■ **GOAL OF THE EXERCISE**: Every entry below should be printed exactly, without its images.

(Pages as source code)
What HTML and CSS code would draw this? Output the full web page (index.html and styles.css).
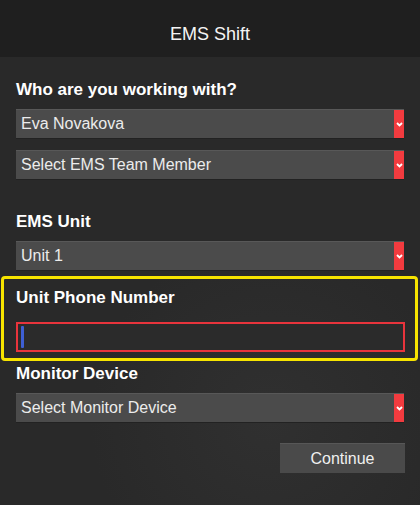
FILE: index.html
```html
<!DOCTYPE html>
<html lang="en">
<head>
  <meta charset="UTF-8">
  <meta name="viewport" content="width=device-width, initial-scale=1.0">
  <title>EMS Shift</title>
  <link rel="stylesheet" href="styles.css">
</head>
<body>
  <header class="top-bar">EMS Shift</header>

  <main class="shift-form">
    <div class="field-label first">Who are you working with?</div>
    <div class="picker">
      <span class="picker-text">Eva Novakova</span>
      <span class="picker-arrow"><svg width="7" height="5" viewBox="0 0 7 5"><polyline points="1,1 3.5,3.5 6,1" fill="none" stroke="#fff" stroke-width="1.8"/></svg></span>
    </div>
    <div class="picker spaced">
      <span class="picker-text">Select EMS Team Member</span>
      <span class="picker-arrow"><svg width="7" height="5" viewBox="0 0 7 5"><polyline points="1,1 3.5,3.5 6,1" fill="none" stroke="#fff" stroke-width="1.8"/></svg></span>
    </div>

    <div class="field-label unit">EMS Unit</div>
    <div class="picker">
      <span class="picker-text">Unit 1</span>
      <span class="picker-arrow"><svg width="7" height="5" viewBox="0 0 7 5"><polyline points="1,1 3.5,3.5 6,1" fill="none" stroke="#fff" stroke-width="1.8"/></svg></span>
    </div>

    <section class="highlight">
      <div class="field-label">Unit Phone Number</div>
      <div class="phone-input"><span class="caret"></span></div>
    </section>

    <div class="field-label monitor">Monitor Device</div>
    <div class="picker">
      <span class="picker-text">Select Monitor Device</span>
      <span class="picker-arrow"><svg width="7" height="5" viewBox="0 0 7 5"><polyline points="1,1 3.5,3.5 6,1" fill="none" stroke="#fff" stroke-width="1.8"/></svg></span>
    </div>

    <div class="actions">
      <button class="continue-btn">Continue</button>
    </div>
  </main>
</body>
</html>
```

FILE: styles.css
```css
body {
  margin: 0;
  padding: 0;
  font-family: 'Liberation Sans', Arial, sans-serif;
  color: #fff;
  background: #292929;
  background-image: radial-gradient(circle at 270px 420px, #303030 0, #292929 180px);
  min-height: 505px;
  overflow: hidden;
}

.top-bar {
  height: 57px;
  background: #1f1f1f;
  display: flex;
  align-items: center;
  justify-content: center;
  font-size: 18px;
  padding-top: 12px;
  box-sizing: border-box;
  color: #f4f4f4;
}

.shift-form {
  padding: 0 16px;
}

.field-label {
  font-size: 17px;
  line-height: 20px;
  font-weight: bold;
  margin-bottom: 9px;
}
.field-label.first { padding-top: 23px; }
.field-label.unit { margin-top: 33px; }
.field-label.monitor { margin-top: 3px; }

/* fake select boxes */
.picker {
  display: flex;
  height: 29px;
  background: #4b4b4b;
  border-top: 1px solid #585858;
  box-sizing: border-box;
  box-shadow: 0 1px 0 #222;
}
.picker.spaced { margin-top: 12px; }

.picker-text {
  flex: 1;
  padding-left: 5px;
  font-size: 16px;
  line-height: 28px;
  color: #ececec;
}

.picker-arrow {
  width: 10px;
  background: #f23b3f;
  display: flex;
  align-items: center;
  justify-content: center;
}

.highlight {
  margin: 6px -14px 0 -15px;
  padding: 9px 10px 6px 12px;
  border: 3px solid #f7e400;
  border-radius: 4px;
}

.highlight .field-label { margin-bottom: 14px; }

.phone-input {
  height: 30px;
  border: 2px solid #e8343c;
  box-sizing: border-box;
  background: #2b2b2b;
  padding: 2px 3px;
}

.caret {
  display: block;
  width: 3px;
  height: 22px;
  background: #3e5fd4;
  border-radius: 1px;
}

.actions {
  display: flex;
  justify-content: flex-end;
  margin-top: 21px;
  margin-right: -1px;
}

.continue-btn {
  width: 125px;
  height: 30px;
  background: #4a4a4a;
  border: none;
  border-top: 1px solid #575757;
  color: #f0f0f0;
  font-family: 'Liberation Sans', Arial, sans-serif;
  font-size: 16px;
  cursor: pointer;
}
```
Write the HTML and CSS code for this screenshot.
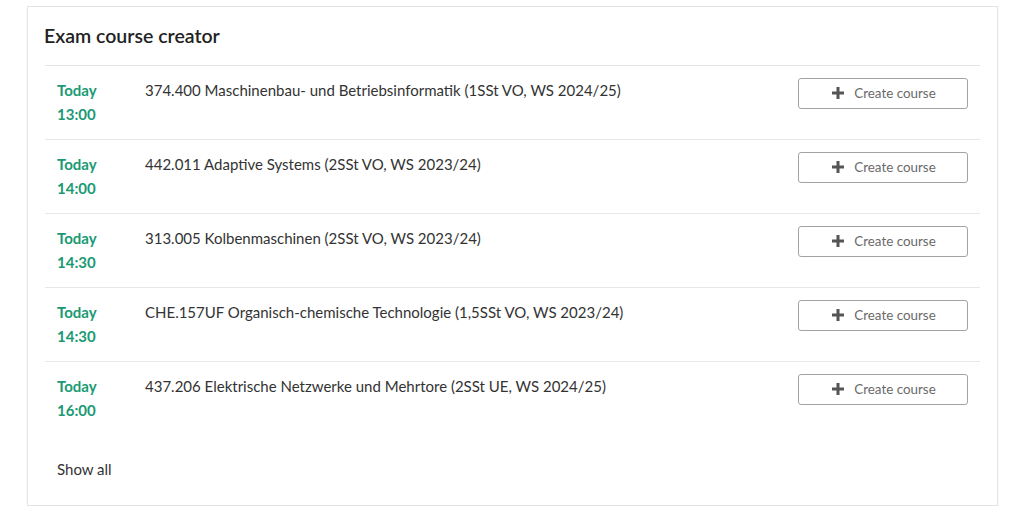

■ **THE RESULT**:
What HTML and CSS code would draw this? Output the full web page (index.html and styles.css).
FILE: index.html
```html
<!DOCTYPE html>
<html lang="en">
<head>
  <meta charset="UTF-8">
  <meta name="viewport" content="width=device-width, initial-scale=1.0">
  <title>EMS Shift</title>
  <link rel="stylesheet" href="styles.css">
</head>
<body>
  <header class="top-bar">EMS Shift</header>

  <main class="shift-form">
    <div class="field-label first">Who are you working with?</div>
    <div class="picker">
      <span class="picker-text">Eva Novakova</span>
      <span class="picker-arrow"><svg width="7" height="5" viewBox="0 0 7 5"><polyline points="1,1 3.5,3.5 6,1" fill="none" stroke="#fff" stroke-width="1.8"/></svg></span>
    </div>
    <div class="picker spaced">
      <span class="picker-text">Select EMS Team Member</span>
      <span class="picker-arrow"><svg width="7" height="5" viewBox="0 0 7 5"><polyline points="1,1 3.5,3.5 6,1" fill="none" stroke="#fff" stroke-width="1.8"/></svg></span>
    </div>

    <div class="field-label unit">EMS Unit</div>
    <div class="picker">
      <span class="picker-text">Unit 1</span>
      <span class="picker-arrow"><svg width="7" height="5" viewBox="0 0 7 5"><polyline points="1,1 3.5,3.5 6,1" fill="none" stroke="#fff" stroke-width="1.8"/></svg></span>
    </div>

    <section class="highlight">
      <div class="field-label">Unit Phone Number</div>
      <div class="phone-input"><span class="caret"></span></div>
    </section>

    <div class="field-label monitor">Monitor Device</div>
    <div class="picker">
      <span class="picker-text">Select Monitor Device</span>
      <span class="picker-arrow"><svg width="7" height="5" viewBox="0 0 7 5"><polyline points="1,1 3.5,3.5 6,1" fill="none" stroke="#fff" stroke-width="1.8"/></svg></span>
    </div>

    <div class="actions">
      <button class="continue-btn">Continue</button>
    </div>
  </main>
</body>
</html>
```

FILE: styles.css
```css
body {
  margin: 0;
  padding: 0;
  font-family: 'Liberation Sans', Arial, sans-serif;
  color: #fff;
  background: #292929;
  background-image: radial-gradient(circle at 270px 420px, #303030 0, #292929 180px);
  min-height: 505px;
  overflow: hidden;
}

.top-bar {
  height: 57px;
  background: #1f1f1f;
  display: flex;
  align-items: center;
  justify-content: center;
  font-size: 18px;
  padding-top: 12px;
  box-sizing: border-box;
  color: #f4f4f4;
}

.shift-form {
  padding: 0 16px;
}

.field-label {
  font-size: 17px;
  line-height: 20px;
  font-weight: bold;
  margin-bottom: 9px;
}
.field-label.first { padding-top: 23px; }
.field-label.unit { margin-top: 33px; }
.field-label.monitor { margin-top: 3px; }

/* fake select boxes */
.picker {
  display: flex;
  height: 29px;
  background: #4b4b4b;
  border-top: 1px solid #585858;
  box-sizing: border-box;
  box-shadow: 0 1px 0 #222;
}
.picker.spaced { margin-top: 12px; }

.picker-text {
  flex: 1;
  padding-left: 5px;
  font-size: 16px;
  line-height: 28px;
  color: #ececec;
}

.picker-arrow {
  width: 10px;
  background: #f23b3f;
  display: flex;
  align-items: center;
  justify-content: center;
}

.highlight {
  margin: 6px -14px 0 -15px;
  padding: 9px 10px 6px 12px;
  border: 3px solid #f7e400;
  border-radius: 4px;
}

.highlight .field-label { margin-bottom: 14px; }

.phone-input {
  height: 30px;
  border: 2px solid #e8343c;
  box-sizing: border-box;
  background: #2b2b2b;
  padding: 2px 3px;
}

.caret {
  display: block;
  width: 3px;
  height: 22px;
  background: #3e5fd4;
  border-radius: 1px;
}

.actions {
  display: flex;
  justify-content: flex-end;
  margin-top: 21px;
  margin-right: -1px;
}

.continue-btn {
  width: 125px;
  height: 30px;
  background: #4a4a4a;
  border: none;
  border-top: 1px solid #575757;
  color: #f0f0f0;
  font-family: 'Liberation Sans', Arial, sans-serif;
  font-size: 16px;
  cursor: pointer;
}
```
Write the HTML and CSS code for this screenshot.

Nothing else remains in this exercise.